一九九五年四月二十一日(星期五)
我每天写日记都不定时。
譬如现在,已经是晚上九点多了,第六天的断食已进入尾声。
我的脑海里不断地闪现这些个音符:
3--|5-6|6--|4--|6-7|7--|2--|1-3|5--|43-|32-|1--|1--|......
这是艾.瓦尔德退弗尔的《溜冰圆舞曲》。
这支曲我用手风琴演奏它已经七年了。
七年时间演奏一支曲,足可以达到炉火纯青的地步。
常言道:“只要功夫深,铁杵磨成针。”
但我很惭愧。
我没有让铁杵变成针。
我七年时间里演奏这只曲所达到的水平,还不及一个专业演奏员半年所下的功夫。
除了功力欠缺,还缺悟性。
我这些年除了整日胡思乱想些无意义的事情外,对音乐艺术缺少足够的理解。
我像个机器人,每天只是机械地按键,开阖风箱。
大三和弦,小三和弦,属七和弦,减七和弦。
大三度,小三度,倚音,延长音,休止符。
简谱,五线谱。
快板,慢板,变调。
高音谱号,低音谱号。
一切搞得我头晕脑胀。
我不能完整地记住这支曲子。达不到烂熟于心的地步。
日复一日,年复一年的重复完全耗费在低效率之中,毫无进展。
混沌的大脑指挥着僵硬的手指,让这支世界名曲在我的琴上变得支离破碎,犹如屠夫举起屠刀戳向猪的咽喉。

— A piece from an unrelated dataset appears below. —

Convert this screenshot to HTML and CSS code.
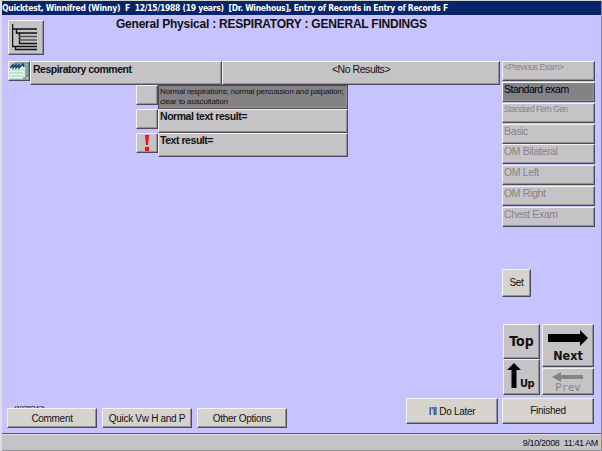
FILE: index.html
```html
<!DOCTYPE html>
<html lang="en">
<head>
<meta charset="utf-8">
<title>Quicktest, Winnifred</title>
<link rel="stylesheet" href="styles.css">
</head>
<body>
<div class="window">
  <header class="titlebar">Quicktest, Winnifred (Winny)&nbsp; F&nbsp; 12/15/1988 (19 years)&nbsp; [Dr. Winehous], Entry of Records in Entry of Records F</header>
  <main class="workspace">
    <section class="content">
      <div class="heading">
        <button class="raised tree" aria-label="Outline">
          <svg width="28" height="28" viewBox="0 0 28 28" fill="none" stroke="#111"><path d="M.5 0V23M0 5H25M4.5 5V10M4 9H25M7.5 9V20M7 19.5H25M0 22.5H25M3.5 23V26M3 25.5H25" stroke-width="1.5"/><path d="M7 12.5H25M7 16H25" stroke="#555" stroke-width="1.3"/></svg>
        </button>
        <h1>General Physical : RESPIRATORY : GENERAL FINDINGS</h1>
      </div>
      <div class="finding">
        <button class="raised note" aria-label="Notes">
          <svg width="20" height="18" viewBox="0 0 20 18"><path d="M6 1H19V14H6z" fill="#b3d1cf" stroke="#467780"/><path d="M3 3H17V16H3z" fill="#d5eee2" stroke="#427d78"/><path d="M0 5H14V17H0z" fill="#f0fff2"/><path d="M0 8H14M0 11H14M0 14H14M0 17H14" stroke="#91cbad"/><path d="M4 5V17M9 5V17" stroke="#c3e5d0"/><path d="M1 6L4 3L4 6L7 3L7 6L10 3L10 6L14 2L15 5" fill="none" stroke="#153d72" stroke-width="1.4"/></svg>
        </button>
        <div class="raised cell name">Respiratory comment</div>
        <div class="raised cell value">&lt;No Results&gt;</div>
      </div>
      <div class="results">
        <button class="raised mark"></button><div class="raised result selected">Normal respirations; normal percussion and palpation;<br>clear to auscultation</div>
        <button class="raised mark"></button><div class="raised result normal">Normal text result=</div>
        <button class="raised mark"><svg width="6" height="16" viewBox="0 0 6 16"><path d="M1 0H5L4 10H2zM1 12H5V16H1z" fill="#f01218"/></svg></button><div class="raised result text">Text result=</div>
      </div>
      <div class="footer">
        <div class="options">
          <div class="record">(192834?)</div>
          <div class="buttons">
            <button class="raised action">Comment</button>
            <button class="raised action quick">Quick Vw H and P</button>
            <button class="raised action">Other Options</button>
          </div>
        </div>
        <button class="raised action later">I'll Do Later</button>
      </div>
    </section>
    <aside class="side">
      <nav class="exams">
        <div class="raised exam small">&lt;Previous Exam&gt;</div>
        <div class="raised exam current">Standard exam</div>
        <div class="raised exam small gen">Standard Fem Gen</div>
        <div class="raised exam">Basic</div>
        <div class="raised exam">OM Bilateral</div>
        <div class="raised exam">OM Left</div>
        <div class="raised exam">OM Right</div>
        <div class="raised exam">Chest Exam</div>
      </nav>
      <button class="raised action set">Set</button>
      <div class="pager">
        <div class="column">
          <button class="raised top">Top</button>
          <button class="raised up"><svg width="14" height="26" viewBox="0 0 14 26"><path d="M7 0L14 7H9.5V25H4.5V7H0z" fill="#000"/></svg><span>Up</span></button>
        </div>
        <div class="column">
          <button class="raised next"><svg width="40" height="16" viewBox="0 0 40 16"><path d="M0 4H32V0L40 8L32 16V12H0z" fill="#000"/></svg><span>Next</span></button>
          <button class="raised prev"><svg width="32" height="10" viewBox="0 0 32 10"><path d="M0 5L9 0V3H31V7H9V10z" fill="#868486"/></svg><span>Prev</span></button>
        </div>
      </div>
      <button class="raised action finished">Finished</button>
    </aside>
  </main>
  <footer class="status">9/10/2008&nbsp; 11:41 AM</footer>
</div>
</body>
</html>
```
FILE: styles.css
```css
* { box-sizing: border-box; }

body {
  margin: 0;
  overflow: hidden;
  font-family: "Liberation Sans", Arial, sans-serif;
  color: #111;
}

svg { flex: none; }

.window {
  width: 602px;
  height: 451px;
  display: flex;
  flex-direction: column;
  background: #c6c3ff;
  border-top: 1px solid #d6d3ce;
  border-left: 2px solid #dedbe4;
  border-right: 1px solid #8b8994;
}

.titlebar {
  height: 14px;
  flex: none;
  background: #08246b;
  color: #fff;
  font: bold 8.5px/15px "DejaVu Sans Condensed", "DejaVu Sans", sans-serif;
  letter-spacing: -0.27px;
  white-space: nowrap;
}

.workspace {
  height: 418px;
  flex: none;
  display: flex;
}

.raised {
  display: block;
  margin: 0;
  padding: 0;
  flex: none;
  border: 1px solid;
  border-color: #f4f2f4 #4d4a57 #4d4a57 #f4f2f4;
  box-shadow: inset -1px -1px #949294;
  background: #c6c3c6;
  border-radius: 0;
  color: #111;
  font-family: inherit;
  white-space: nowrap;
}

.content {
  width: 498px;
  display: flex;
  flex-direction: column;
}

.heading {
  height: 46px;
  display: flex;
  padding: 5px 0 0 6px;
}

.tree { width: 36px; height: 35px; padding: 3px; }
.tree svg { display: block; }

h1 {
  margin: -3px 0 0 72px;
  font-size: 12px;
  line-height: 14px;
  letter-spacing: -0.23px;
  white-space: nowrap;
}

.finding { display: flex; padding-left: 6px; }
.note { width: 22px; height: 20px; }
.note svg { display: block; }
.cell { height: 24px; font-size: 10.5px; line-height: 14px; letter-spacing: -0.45px; }
.name { width: 192px; padding-left: 2px; font-weight: bold; letter-spacing: -0.5px; }
.value { width: 278px; text-align: center; }

.results {
  display: grid;
  grid-template-columns: 22px 190px;
  grid-auto-rows: 24px;
  margin-left: 134px;
}

.mark {
  width: 22px;
  height: 20px;
  display: flex;
  align-items: center;
  justify-content: center;
}

.result {
  padding-left: 1px;
  font-size: 10.5px;
  font-weight: bold;
  line-height: 13px;
  letter-spacing: -0.45px;
}

.selected {
  background: #848284;
  border-color: #4d4a57;
  font-size: 8px;
  font-weight: normal;
  line-height: 10px;
  letter-spacing: -0.15px;
  padding-top: 1px;
}

.footer {
  display: flex;
  justify-content: space-between;
  margin-top: auto;
  padding: 0 2px 5px 5px;
}

.options { padding-top: 6px; }
.record {
  height: 4px;
  margin-left: 7px;
  overflow: hidden;
  font-size: 8px;
  line-height: 10px;
  letter-spacing: -0.7px;
}
.buttons { display: flex; gap: 5px; }

.action {
  width: 90px;
  height: 20px;
  background: #d6d3ce;
  font-size: 10px;
  letter-spacing: -0.3px;
  text-align: center;
}
.later { width: 92px; height: 26px; }

.side { width: 99px; padding: 46px 0 0 2px; }
.exams { display: grid; grid-template-rows: repeat(8, 20px); row-gap: 0.85px; width: 93px; }
.exam {
  height: 20px;
  padding-left: 1px;
  color: #858388;
  font-size: 10.5px;
  line-height: 13px;
  letter-spacing: -0.35px;
}
.small { font-size: 8.5px; line-height: 11px; letter-spacing: -0.5px; }
.gen { letter-spacing: -0.55px; }
.current { background: #848284; color: #000; letter-spacing: -0.5px; }

.set { width: 29px; height: 28px; margin-top: 42px; }

.pager { display: flex; gap: 2px; margin: 27px 0 3px 1px; }
.column { display: flex; flex-direction: column; }
.top {
  width: 37px;
  height: 35px;
  font: bold 14px/30px "DejaVu Sans Condensed", sans-serif;
}
.up {
  display: flex;
  width: 37px;
  height: 36px;
  padding: 3px 0 0 3px;
  font: bold 11px/13px "DejaVu Sans Condensed", sans-serif;
  letter-spacing: -0.5px;
}
.up span { padding-top: 14px; margin-left: -1px; }
.next, .prev {
  display: flex;
  flex-direction: column;
  align-items: center;
  width: 52px;
}
.next {
  height: 43px;
  padding-top: 5px;
  font: bold 12.5px/18px "DejaVu Sans Condensed", sans-serif;
}
.next span { margin-top: 1px; }
.prev {
  height: 27px;
  margin-top: 1px;
  padding-top: 3px;
  color: #868486;
  font: 10.5px/11px "DejaVu Sans Mono", monospace;
}
.finished { width: 92px; height: 26px; }

.status {
  height: 18px;
  flex: none;
  border-top: 1px solid #555260;
  box-shadow: inset 0 1px #e6e4e8, inset 0 -1px #949294;
  background: #c6c3c6;
  padding-right: 3px;
  text-align: right;
  font-size: 9px;
  letter-spacing: -0.38px;
  line-height: 18px;
}
```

一九九五年四月二十一日这天早上,睁眼醒来,我的思绪忽然活跃起来。
已经很久不拉琴的我,脑子里出现一个十分宏大的场面:
成千上万个冷若冰霜的黑色音符骤然鸣起,音乐声中,幻化出无数活生生的人影。
老的。
少的。
男的。
女的。
人们的穿着五彩缤纷。
红色热情奔放。
绿色生机盎然。
蓝色冷艳凝重。
黑色神秘威严。
白色纯洁朴素。
冰光闪耀。
冰刀闪耀。
人头攒动。
宛如春风里飞舞的燕子。
宛如夏日里浩瀚的洪流。
宛如秋日里迟归的雁阵。
宛如冬霜里堆起的雾凇。
晨曦里杂遝的人影形成的阵图构出一副如画的年轮。
青春在这里燃烧。
欢声,笑语。
如醉如痴。
我有些激动了。
我身临其境。
我翻身下床,顾不得洗脸,顾不得烧汤,从床底下拖出尘封已久的手风琴。
我端庄地坐好。
我打开琴扣。
一支韵律生动的乐曲,从我的手指间流淌出来——
冰上的灵魂。
我仿佛看到熟睡的艾.瓦尔德退弗尔的胡须动了一下。
我仿佛看到溜冰场上无数的搏冰者在欢呼雀跃。
我仿佛听到云层里到处滚动着悠扬的乐声。
这是我灵光的闪耀。
在久久的演奏中,我的感情升华了。
我的思绪滚滚如潮。
我一遍又一遍地演奏这支曲子。
开始还有些生硬、钝涩,后来便越来越娴熟。
同一支曲子,同一把琴。
同样的指法,不同样的思想。
曲子却脱胎换骨一般。
一个女人在临盆。
怀胎十月的婴儿呱呱坠地。
生命在世间延续。
我就是这临盆的女人。
只不过我孕育了足足七年时间。
我大口大口的喘气。
不是拉琴拉累的。
而是内心的激动让我喘不上气来。
这个很平常很普通的早上,我茅塞顿开,如梦方醒。
原来我并不笨。
我并非缺少悟性。
悟性只是一时被蒙蔽。
我思索,思索人为什么在饥饿时会变得如此有灵感。
是潜能。
但一定还有别的东西。
这是回光返照吗?
我笑了。
已经好几天了,大脑越来越灵光,怎么可能是回光返照呢?
注:文中所示的简谱少了连音,如第二节和第三节的6之间,五、六节间的7,十二、十三两节间的1。另外,开头3到7都是低音,2和1中音,向后都是低音。因为在电脑上不会打谱,在此说明并表歉意。